_Your task_: Reproduce the listing below word for word, with no pictures.

_Information provided_:
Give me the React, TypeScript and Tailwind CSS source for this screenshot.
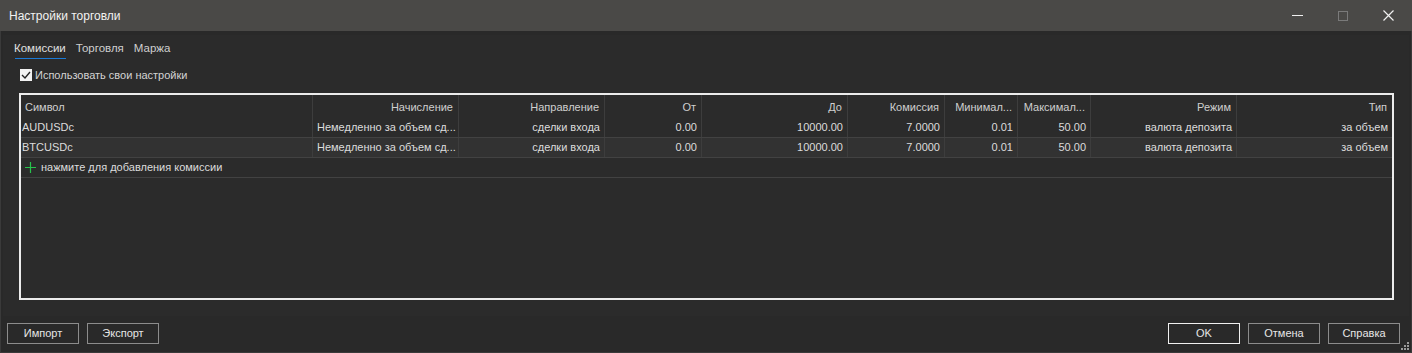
import React from "react";

const cols = [
  { label: "Символ", w: "w-[292px]", left: true },
  { label: "Начисление", w: "w-[146px]", cellLeft: true },
  { label: "Направление", w: "w-[146px]" },
  { label: "От", w: "w-[97px]" },
  { label: "До", w: "w-[146px]" },
  { label: "Комиссия", w: "w-[97px]" },
  { label: "Минимал...", w: "w-[73px]" },
  { label: "Максимал...", w: "w-[73px]" },
  { label: "Режим", w: "w-[146px]" },
  { label: "Тип", w: "flex-1" },
];

const rows = [
  ["AUDUSDc", "Немедленно за объем сд...", "сделки входа", "0.00", "10000.00", "7.0000", "0.01", "50.00", "валюта депозита", "за объем"],
  ["BTCUSDc", "Немедленно за объем сд...", "сделки входа", "0.00", "10000.00", "7.0000", "0.01", "50.00", "валюта депозита", "за объем"],
];

function Btn({ children, primary }: { children: React.ReactNode; primary?: boolean }) {
  return (
    <button
      className={
        primary
          ? "w-[72px] h-[21px] border border-[#f0f0f0] text-[#e6e6e6] text-[11px] leading-none"
          : "w-[72px] h-[21px] border border-[#8c8c8c] text-[#e6e6e6] text-[11px] leading-none"
      }
    >
      {children}
    </button>
  );
}

export default function App() {
  return (
    <div
      className="w-[1412px] h-[353px] flex flex-col bg-[#292929] text-[#d4d4d4] text-[11px] overflow-hidden"
      style={{ fontFamily: '"Liberation Sans", Arial, sans-serif' }}
    >
      {/* title bar */}
      <div className="h-[31px] shrink-0 bg-[#4a4947] flex items-center pl-[9px]">
        <span className="text-[12px] text-[#f2f2f2]">Настройки торговли</span>
        <div className="ml-auto flex items-center h-full">
          <div className="w-[46px] h-full flex items-center justify-center">
            <div className="w-[11px] h-px bg-[#f0f0f0]" />
          </div>
          <div className="w-[46px] h-full flex items-center justify-center">
            <div className="w-[10px] h-[10px] border border-[#7a7a7a]" />
          </div>
          <div className="w-[46px] h-full flex items-center justify-center pr-[2px]">
            <svg width="11" height="11" viewBox="0 0 11 11">
              <path d="M0.5 0.5 L10.5 10.5 M10.5 0.5 L0.5 10.5" stroke="#f0f0f0" strokeWidth="1.2" />
            </svg>
          </div>
        </div>
      </div>

      <div className="flex-1 flex flex-col border-x border-b border-[#3a3a3a]">
        <div className="mx-[2px] mt-[4px] h-[281px] bg-[#2b2b2b] flex flex-col">
          {/* tabs */}
          <div className="flex gap-[10px] pl-[11px] pt-[5px] h-[24px] text-[11.5px]">
            <div className="flex flex-col">
              <span className="text-[#e0e0e0] leading-[16px]">Комиссии</span>
              <div className="h-[2px] bg-[#1b7ad6] mt-[2px] ml-[1px]" />
            </div>
            <span className="leading-[16px] text-[#cfcfcf]">Торговля</span>
            <span className="leading-[16px] text-[#cfcfcf]">Маржа</span>
          </div>

          {/* checkbox */}
          <div className="flex items-center pl-[17px] mt-[9px] h-[14px]">
            <div className="w-[12px] h-[12px] bg-[#f2f2f2] flex items-center justify-center">
              <svg width="10" height="10" viewBox="0 0 10 10">
                <path d="M1 5 L4 8 L9 2" stroke="#222" strokeWidth="1.4" fill="none" />
              </svg>
            </div>
            <span className="ml-[3px] text-[#d4d4d4]">Использовать свои настройки</span>
          </div>

          {/* table */}
          <div className="ml-[16px] mt-[11px] w-[1375px] h-[207px] border-2 border-[#ececec] bg-[#2b2b2b] flex flex-col">
            <div className="flex h-[23px] shrink-0">
              {cols.map((c, i) => (
                <div
                  key={i}
                  className={`${c.w} ${c.left ? "justify-start pl-[4px]" : "justify-end pr-[5px]"} ${i < cols.length - 1 ? "border-r border-[#3d3d3d]" : ""} flex items-center pt-[2px] text-[#cfcfcf]`}
                >
                  {c.label}
                </div>
              ))}
            </div>
            {rows.map((r, ri) => (
              <div
                key={ri}
                className={`flex shrink-0 border-b border-[#424242] ${ri === 1 ? "bg-[#323232] h-[20px]" : "h-[20px]"}`}
              >
                {r.map((v, i) => (
                  <div
                    key={i}
                    className={`${cols[i].w} ${cols[i].left ? "justify-start pl-[1px]" : cols[i].cellLeft ? "justify-start pl-[4px]" : "justify-end pr-[4px]"} ${i < cols.length - 1 ? "border-r border-[#3d3d3d]" : ""} flex items-center text-[#dcdcdc] whitespace-nowrap overflow-hidden`}
                  >
                    {v}
                  </div>
                ))}
              </div>
            ))}
            <div className="flex items-center h-[20px] shrink-0 border-b border-[#424242] pl-[4px]">
              <svg width="11" height="11" viewBox="0 0 11 11">
                <path d="M5.5 0 V11 M0 5.5 H11" stroke="#27c24c" strokeWidth="1.2" />
              </svg>
              <span className="ml-[5px] text-[#dcdcdc]">нажмите для добавления комиссии</span>
            </div>
          </div>
        </div>

        {/* bottom buttons */}
        <div className="flex items-center pl-[6px] pr-[11px] mt-[7px] relative">
          <div className="flex gap-[8px]">
            <Btn>Импорт</Btn>
            <Btn>Экспорт</Btn>
          </div>
          <div className="ml-auto flex gap-[8px]">
            <Btn primary>OK</Btn>
            <Btn>Отмена</Btn>
            <Btn>Справка</Btn>
          </div>
          <svg className="absolute right-[1px] top-[19px]" width="9" height="9" viewBox="0 0 9 9">
            <rect x="6" y="0" width="2" height="2" fill="#9a9a9a" />
            <rect x="3" y="3" width="2" height="2" fill="#9a9a9a" />
            <rect x="6" y="3" width="2" height="2" fill="#9a9a9a" />
            <rect x="0" y="6" width="2" height="2" fill="#9a9a9a" />
            <rect x="3" y="6" width="2" height="2" fill="#9a9a9a" />
            <rect x="6" y="6" width="2" height="2" fill="#9a9a9a" />
          </svg>
        </div>
      </div>
    </div>
  );
}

_Complete answer_:
Give me the React, TypeScript and Tailwind CSS source for this screenshot.
import React from "react";

const cols = [
  { label: "Символ", w: "w-[292px]", left: true },
  { label: "Начисление", w: "w-[146px]", cellLeft: true },
  { label: "Направление", w: "w-[146px]" },
  { label: "От", w: "w-[97px]" },
  { label: "До", w: "w-[146px]" },
  { label: "Комиссия", w: "w-[97px]" },
  { label: "Минимал...", w: "w-[73px]" },
  { label: "Максимал...", w: "w-[73px]" },
  { label: "Режим", w: "w-[146px]" },
  { label: "Тип", w: "flex-1" },
];

const rows = [
  ["AUDUSDc", "Немедленно за объем сд...", "сделки входа", "0.00", "10000.00", "7.0000", "0.01", "50.00", "валюта депозита", "за объем"],
  ["BTCUSDc", "Немедленно за объем сд...", "сделки входа", "0.00", "10000.00", "7.0000", "0.01", "50.00", "валюта депозита", "за объем"],
];

function Btn({ children, primary }: { children: React.ReactNode; primary?: boolean }) {
  return (
    <button
      className={
        primary
          ? "w-[72px] h-[21px] border border-[#f0f0f0] text-[#e6e6e6] text-[11px] leading-none"
          : "w-[72px] h-[21px] border border-[#8c8c8c] text-[#e6e6e6] text-[11px] leading-none"
      }
    >
      {children}
    </button>
  );
}

export default function App() {
  return (
    <div
      className="w-[1412px] h-[353px] flex flex-col bg-[#292929] text-[#d4d4d4] text-[11px] overflow-hidden"
      style={{ fontFamily: '"Liberation Sans", Arial, sans-serif' }}
    >
      {/* title bar */}
      <div className="h-[31px] shrink-0 bg-[#4a4947] flex items-center pl-[9px]">
        <span className="text-[12px] text-[#f2f2f2]">Настройки торговли</span>
        <div className="ml-auto flex items-center h-full">
          <div className="w-[46px] h-full flex items-center justify-center">
            <div className="w-[11px] h-px bg-[#f0f0f0]" />
          </div>
          <div className="w-[46px] h-full flex items-center justify-center">
            <div className="w-[10px] h-[10px] border border-[#7a7a7a]" />
          </div>
          <div className="w-[46px] h-full flex items-center justify-center pr-[2px]">
            <svg width="11" height="11" viewBox="0 0 11 11">
              <path d="M0.5 0.5 L10.5 10.5 M10.5 0.5 L0.5 10.5" stroke="#f0f0f0" strokeWidth="1.2" />
            </svg>
          </div>
        </div>
      </div>

      <div className="flex-1 flex flex-col border-x border-b border-[#3a3a3a]">
        <div className="mx-[2px] mt-[4px] h-[281px] bg-[#2b2b2b] flex flex-col">
          {/* tabs */}
          <div className="flex gap-[10px] pl-[11px] pt-[5px] h-[24px] text-[11.5px]">
            <div className="flex flex-col">
              <span className="text-[#e0e0e0] leading-[16px]">Комиссии</span>
              <div className="h-[2px] bg-[#1b7ad6] mt-[2px] ml-[1px]" />
            </div>
            <span className="leading-[16px] text-[#cfcfcf]">Торговля</span>
            <span className="leading-[16px] text-[#cfcfcf]">Маржа</span>
          </div>

          {/* checkbox */}
          <div className="flex items-center pl-[17px] mt-[9px] h-[14px]">
            <div className="w-[12px] h-[12px] bg-[#f2f2f2] flex items-center justify-center">
              <svg width="10" height="10" viewBox="0 0 10 10">
                <path d="M1 5 L4 8 L9 2" stroke="#222" strokeWidth="1.4" fill="none" />
              </svg>
            </div>
            <span className="ml-[3px] text-[#d4d4d4]">Использовать свои настройки</span>
          </div>

          {/* table */}
          <div className="ml-[16px] mt-[11px] w-[1375px] h-[207px] border-2 border-[#ececec] bg-[#2b2b2b] flex flex-col">
            <div className="flex h-[23px] shrink-0">
              {cols.map((c, i) => (
                <div
                  key={i}
                  className={`${c.w} ${c.left ? "justify-start pl-[4px]" : "justify-end pr-[5px]"} ${i < cols.length - 1 ? "border-r border-[#3d3d3d]" : ""} flex items-center pt-[2px] text-[#cfcfcf]`}
                >
                  {c.label}
                </div>
              ))}
            </div>
            {rows.map((r, ri) => (
              <div
                key={ri}
                className={`flex shrink-0 border-b border-[#424242] ${ri === 1 ? "bg-[#323232] h-[20px]" : "h-[20px]"}`}
              >
                {r.map((v, i) => (
                  <div
                    key={i}
                    className={`${cols[i].w} ${cols[i].left ? "justify-start pl-[1px]" : cols[i].cellLeft ? "justify-start pl-[4px]" : "justify-end pr-[4px]"} ${i < cols.length - 1 ? "border-r border-[#3d3d3d]" : ""} flex items-center text-[#dcdcdc] whitespace-nowrap overflow-hidden`}
                  >
                    {v}
                  </div>
                ))}
              </div>
            ))}
            <div className="flex items-center h-[20px] shrink-0 border-b border-[#424242] pl-[4px]">
              <svg width="11" height="11" viewBox="0 0 11 11">
                <path d="M5.5 0 V11 M0 5.5 H11" stroke="#27c24c" strokeWidth="1.2" />
              </svg>
              <span className="ml-[5px] text-[#dcdcdc]">нажмите для добавления комиссии</span>
            </div>
          </div>
        </div>

        {/* bottom buttons */}
        <div className="flex items-center pl-[6px] pr-[11px] mt-[7px] relative">
          <div className="flex gap-[8px]">
            <Btn>Импорт</Btn>
            <Btn>Экспорт</Btn>
          </div>
          <div className="ml-auto flex gap-[8px]">
            <Btn primary>OK</Btn>
            <Btn>Отмена</Btn>
            <Btn>Справка</Btn>
          </div>
          <svg className="absolute right-[1px] top-[19px]" width="9" height="9" viewBox="0 0 9 9">
            <rect x="6" y="0" width="2" height="2" fill="#9a9a9a" />
            <rect x="3" y="3" width="2" height="2" fill="#9a9a9a" />
            <rect x="6" y="3" width="2" height="2" fill="#9a9a9a" />
            <rect x="0" y="6" width="2" height="2" fill="#9a9a9a" />
            <rect x="3" y="6" width="2" height="2" fill="#9a9a9a" />
            <rect x="6" y="6" width="2" height="2" fill="#9a9a9a" />
          </svg>
        </div>
      </div>
    </div>
  );
}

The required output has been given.